Затем был совершен налет на поликлинику. Дрейфуя по регистратуре от окошка к окошку, я выклянчивала номерки и вламывалась в кабинеты под дружный вой зазевавшейся очереди.
Мой организм изучали ортопед и фтизиатр, уролог и невропатолог. Я ожесточенно глотала резиновую кишку и барий, носилась со стыдливо прикрытыми баночками, стояла и лежала под могучими рентгеновскими лучами.
Не прошло и двух недель, как доктора единодушно решили, что со стороны моих внутренних органов возражений против поездки нет. Остался пустяк — завершающая закорючка главврача. Он поднял было перо, но вдруг оно зловеще повисло в воздухе.
— А венеролог? Не вижу подписи венеролога.
— Неужели вы думаете… неужели вы только можете предположить, что… — начала я на высокой ноте, но была прервана беспощадно-логическим вопросом:
— Скажите, ну почему мы должны вам верить на слово?
На этот резонный вопрос ответа в природе не существовало, и я понуро побрела прочь.
Районный кожно-венерологический диспансер напоминал приемную исполкома, — то же покорное ожидание, такая же тоскливая безнадежность на лицах. Проведя часа два в обществе угасших, восточного вида молодых людей, я предстала перед венерологиней. Она была сурова и угрюма и, по-видимому, бесконечно далека душой и телом от сексуальных проблем.

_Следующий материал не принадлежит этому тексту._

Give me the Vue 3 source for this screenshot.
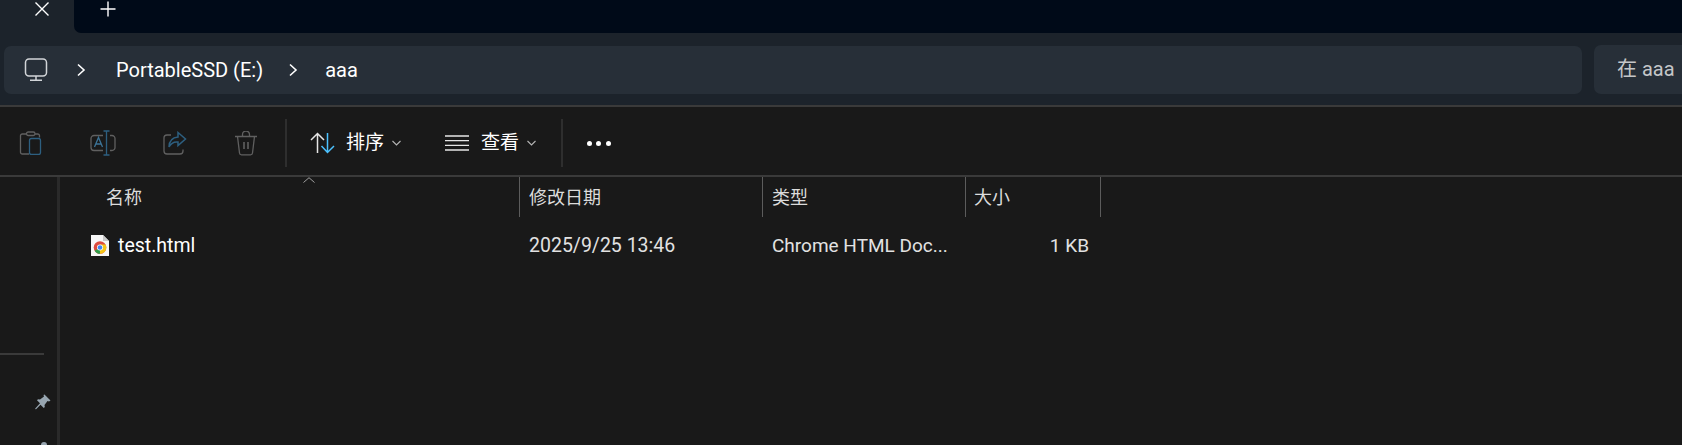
<script setup>
const columns = [
  { label: '名称', width: 460, indent: 46 },
  { label: '修改日期', width: 243, indent: 9 },
  { label: '类型', width: 203, indent: 9 },
  { label: '大小', width: 135, indent: 8 }
]
</script>

<template>
  <div class="explorer">
    <div class="tabstrip">
      <div class="tab">
        <svg width="16" height="16" viewBox="0 0 16 16">
          <path d="M1.5 1.5 14.5 14.5M14.5 1.5 1.5 14.5" stroke="#fff" stroke-width="1.4" fill="none" />
        </svg>
      </div>
      <div class="tabstrip__rest">
        <svg width="16" height="16" viewBox="0 0 16 16">
          <path d="M8 .5V15.5M.5 8H15.5" stroke="#fff" stroke-width="1.4" fill="none" />
        </svg>
      </div>
    </div>

    <div class="navbar">
      <div class="address">
        <svg class="address__pc" width="24" height="24" viewBox="0 0 24 24" fill="none" stroke="#d2d5d8" stroke-width="1.5">
          <rect x="1.5" y="1" width="21" height="17" rx="3.5" />
          <path d="M12 18v4M6 22.2h12" />
        </svg>
        <svg class="crumb-arrow crumb-arrow--first" width="10" height="14" viewBox="0 0 10 14">
          <path d="M2 1.5 8 7 2 12.5" stroke="#fff" stroke-width="1.6" fill="none" />
        </svg>
        <span class="crumb">PortableSSD (E:)</span>
        <svg class="crumb-arrow crumb-arrow--second" width="10" height="14" viewBox="0 0 10 14">
          <path d="M2 1.5 8 7 2 12.5" stroke="#fff" stroke-width="1.6" fill="none" />
        </svg>
        <span class="crumb crumb--last">aaa</span>
      </div>
      <div class="search">在 aaa</div>
    </div>

    <div class="toolbar">
      <div class="toolbar__icons">
        <svg width="24" height="24" viewBox="0 0 24 24" fill="none" stroke-width="1.3">
          <path d="M7 3H3.5A1.8 1.8 0 0 0 1.5 5v16a1.8 1.8 0 0 0 2 2H10M16 3h2.5a1.8 1.8 0 0 1 2 2v1.5" stroke="#606060" />
          <rect x="7.5" y="1" width="8.5" height="3.5" rx="1.7" stroke="#606060" />
          <rect x="10.5" y="7.5" width="11" height="16" rx="2" stroke="#2d5f80" />
        </svg>
        <svg width="26" height="26" viewBox="0 0 26 26" fill="none" stroke-width="1.3">
          <path d="M13 5.5H4a3 3 0 0 0-3 3v9a3 3 0 0 0 3 3h9M20 5.5h2a3 3 0 0 1 3 3v9a3 3 0 0 1-3 3h-2" stroke="#606060" />
          <path d="M16.5 1v24M13.5 1h6M13.5 25h6" stroke="#2d5f80" />
          <path d="M4.5 17 8.5 7.5l4 9.5M6 14h5" stroke="#3c7396" />
        </svg>
        <svg width="24" height="24" viewBox="0 0 24 24" fill="none" stroke-width="1.3">
          <path d="M8 4H4a3 3 0 0 0-3 3v13a3 3 0 0 0 3 3h13a3 3 0 0 0 3-3v-1.500" stroke="#606060" />
          <path d="M15 1.500 22.500 8 15 14.500v-3.500c-4-.5-7 1-9 5 .2-6 3.500-9.500 9-10z" stroke="#2d5f80" stroke-width="1.500" />
        </svg>
        <svg width="24" height="25" viewBox="0 0 24 25" fill="none" stroke="#606060" stroke-width="1.3">
          <path d="M1 5.500h22M3.500 5.500 5.500 22a2 2 0 0 0 2 1.800h9a2 2 0 0 0 2-1.800l2-16.500M8.500 5.500V3.500a2.500 2.500 0 0 1 7 0v2" />
          <path d="M10 11v7M14 11v7" stroke-width="1.600" />
        </svg>
      </div>
      <span class="toolbar__divider"></span>
      <button class="tool tool--sort">
        <svg width="26" height="22" viewBox="0 0 26 22" fill="none" stroke-width="1.500">
          <path d="M7.500 21V1.500M1 8l6.500-6.500L14 8" stroke="#e6e6e6" />
          <path d="M17.500 1v19.500M11.500 14l6 6.500 6.500-6.500" stroke="#4cc2ff" />
        </svg>
        <span class="tool__label">排序</span>
        <svg class="tool__chevron" width="9" height="6" viewBox="0 0 9 6">
          <path d="M.5 1 4.500 5 8.500 1" stroke="#b5b5b5" stroke-width="1.100" fill="none" />
        </svg>
      </button>
      <button class="tool tool--view">
        <svg width="24" height="16" viewBox="0 0 24 16" fill="none" stroke="#e6e6e6" stroke-width="1.300">
          <path d="M0 1h24M0 5.700h24M0 10.300h24M0 15h24" />
        </svg>
        <span class="tool__label">查看</span>
        <svg class="tool__chevron" width="9" height="6" viewBox="0 0 9 6">
          <path d="M.5 1 4.500 5 8.500 1" stroke="#b5b5b5" stroke-width="1.100" fill="none" />
        </svg>
      </button>
      <span class="toolbar__divider"></span>
      <div class="toolbar__more">
        <i></i><i></i><i></i>
      </div>
    </div>

    <div class="body">
      <aside class="sidebar">
        <hr class="sidebar__rule" />
        <svg class="sidebar__pin" width="16" height="16" viewBox="0 0 16 16">
          <path d="M9.500.5 15.500 6.500 14 7.500 12.500 7 9.500 11 9.800 13 8.800 14 5.500 10.700 1 15.300 0 15l.7-1L5 9.300 2 6.300l1-1 2 .2 4-3-.5-1.500z" fill="#97a5b0" />
        </svg>
        <span class="sidebar__next"></span>
      </aside>
      <main class="list">
        <div class="list__head">
          <div
            v-for="col in columns"
            :key="col.label"
            class="list__col"
            :style="{ width: col.width + 'px', paddingLeft: col.indent + 'px' }"
          >
            {{ col.label }}
          </div>
          <svg class="list__caret" width="12" height="6" viewBox="0 0 12 6">
            <path d="M.5 5.500 6 .7l5.500 4.800" stroke="#a0a0a0" stroke-width="1" fill="none" />
          </svg>
        </div>
        <div class="row">
          <div class="row__name">
            <svg width="18" height="21" viewBox="0 0 18 21">
              <path d="M0 0h12l6 6v15H0z" fill="#f7f7f7" />
              <path d="M12 0v6h6z" fill="#c9c9c9" />
              <circle cx="9" cy="12.500" r="6.300" fill="#dd4b3e" />
              <path d="M9 12.500 3.600 15.700A6.300 6.300 0 0 0 9 18.800z" fill="#2f9e4a" />
              <path d="M9 12.500v6.300a6.300 6.300 0 0 0 5.600-9.300H9z" fill="#f5c518" />
              <circle cx="9" cy="12.500" r="3" fill="#fff" />
              <circle cx="9" cy="12.500" r="2.300" fill="#3f85f0" />
            </svg>
            <span>test.html</span>
          </div>
          <div class="row__date">2025/9/25 13:46</div>
          <div class="row__type">Chrome HTML Doc...</div>
          <div class="row__size">1 KB</div>
        </div>
      </main>
    </div>
  </div>
</template>

<style>
html,
body {
  margin: 0;
  background: #191919;
  overflow: hidden;
}
</style>

<style scoped>
.explorer {
  width: 1682px;
  height: 445px;
  overflow: hidden;
  display: flex;
  flex-direction: column;
  background: #191919;
  color: #fff;
  font-family: Roboto, "Noto Sans CJK SC", sans-serif;
}

.tabstrip {
  height: 33px;
  flex: none;
  display: flex;
  background: #1c232b;
}

.tab {
  width: 74px;
  flex: none;
  box-sizing: border-box;
  padding: 1px 0 0 34px;
}

.tabstrip__rest {
  flex: 1;
  box-sizing: border-box;
  padding: 1px 0 0 26px;
  background: #000a18;
  border-bottom-left-radius: 7px;
}

.tab svg,
.tabstrip__rest svg {
  display: block;
}

.navbar {
  height: 72px;
  flex: none;
  display: flex;
  gap: 12px;
  padding: 13px 0 11px 4px;
  box-sizing: border-box;
  background: #1c232b;
}

.address {
  width: 1578px;
  height: 48px;
  flex: none;
  display: flex;
  align-items: center;
  box-sizing: border-box;
  padding-left: 21px;
  background: #272f38;
  border-radius: 7px;
}

.address__pc {
  flex: none;
  margin-left: -1px;
}

.crumb-arrow--first {
  margin-left: 28px;
}

.crumb-arrow--second {
  margin-left: 25px;
}

.crumb {
  margin-left: 30px;
  font-size: 20px;
  line-height: 48px;
  white-space: nowrap;
}

.crumb--last {
  margin-left: 27px;
}

.search {
  flex: 1;
  height: 49px;
  margin-top: -1px;
  padding-left: 23px;
  line-height: 49px;
  font-size: 20px;
  color: #c4c6c8;
  background: #272f38;
  border-radius: 7px 0 0 7px;
  white-space: nowrap;
}

.toolbar {
  height: 72px;
  flex: none;
  display: flex;
  align-items: center;
  box-sizing: border-box;
  padding-top: 4px;
  border-top: 2px solid #3a3a3a;
  border-bottom: 2px solid #3a3a3a;
  background: #191919;
}

.toolbar__icons {
  width: 285px;
  flex: none;
  display: flex;
  align-items: center;
  box-sizing: border-box;
  padding-left: 19px;
  gap: 47px;
}

.toolbar__divider {
  width: 2px;
  height: 48px;
  flex: none;
  background: #2e2e2e;
}

.tool {
  display: flex;
  align-items: center;
  border: 0;
  padding: 0;
  background: none;
  color: #fff;
  font: inherit;
}

.tool--sort {
  margin-left: 23px;
}

.tool--view {
  margin-left: 44px;
}

.tool__label {
  margin-left: 10px;
  font-size: 19px;
  line-height: 24px;
}

.tool--view .tool__label {
  margin-left: 12px;
}

.tool__chevron {
  margin-left: 8px;
}

.tool--view + .toolbar__divider {
  margin-left: 25px;
}

.toolbar__more {
  margin-left: 24px;
  display: flex;
  gap: 4.300px;
}

.toolbar__more i {
  width: 5px;
  height: 5px;
  border-radius: 50%;
  background: #fff;
}

.body {
  flex: 1;
  display: flex;
  min-height: 0;
}

.sidebar {
  width: 60px;
  flex: none;
  box-sizing: border-box;
  padding-top: 176px;
  border-right: 3px solid #2a2a2a;
}

.sidebar__rule {
  width: 44px;
  height: 2px;
  margin: 0;
  border: 0;
  background: #3a3a3a;
}

.sidebar__pin {
  display: block;
  margin: 39px 0 0 35px;
}

.sidebar__next {
  display: block;
  width: 6px;
  height: 6px;
  margin: 32px 0 0 41px;
  border-radius: 50%;
  background: #97a5b0;
}

.list {
  flex: 1;
  min-width: 0;
}

.list__head {
  height: 40px;
  display: flex;
  position: relative;
}

.list__col {
  box-sizing: border-box;
  flex: none;
  line-height: 42px;
  font-size: 18px;
  color: #dcdcdc;
  border-right: 1px solid #5c5c5c;
}

.list__caret {
  position: absolute;
  left: 243px;
  top: 0;
}

.row {
  display: flex;
  align-items: center;
  height: 56px;
  font-size: 19.500px;
  color: #e2e2e2;
  white-space: nowrap;
}

.row__name {
  width: 460px;
  flex: none;
  box-sizing: border-box;
  padding-left: 31px;
  display: flex;
  align-items: center;
  gap: 9px;
  color: #fff;
}

.row__date {
  width: 243px;
  flex: none;
  box-sizing: border-box;
  padding-left: 9px;
}

.row__type {
  width: 203px;
  flex: none;
  box-sizing: border-box;
  padding-left: 9px;
  font-size: 19px;
}

.row__size {
  width: 134px;
  flex: none;
  box-sizing: border-box;
  padding-right: 11px;
  text-align: right;
  font-size: 19px;
}
</style>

— Подпишите справочку для заграницы, — бойко выпалила я.
— Что значит — подпишите? — изумилась врачиха. — Мы так ничего не подписываем. Вот возьмем мазки, ответ получите через три дня.
— Мазки? На что — мазки?
— Гоноррея, к примеру, — посмотрим, что там у вас…
— У меня триппер? А может, сифилис?
— Может, и сифилис, — кивнула венерологиня.
— Да вы что, серьезно? Это же просто нелепо… сказать кому-нибудь — обхохочутся.
— Не советую преждевременно хохотать, больная. Вот окажетесь случайно здоровой, больная, тогда и веселитесь сколько влезет.
От моей бойкости не осталось и следа. Говоря словами известного поэта, — «Потолок пошел на нас снижаться вороном». Одеревеневшими ногами я переступила порог кабинета и, сопровождаемая участливыми взглядами восточного вида молодых людей, поплелась в вестибюль. Надевая плащ, я с содроганием увидела в зеркале свое отражение: лицо цвета печеночного паштета с лиловым кратером вместо носа.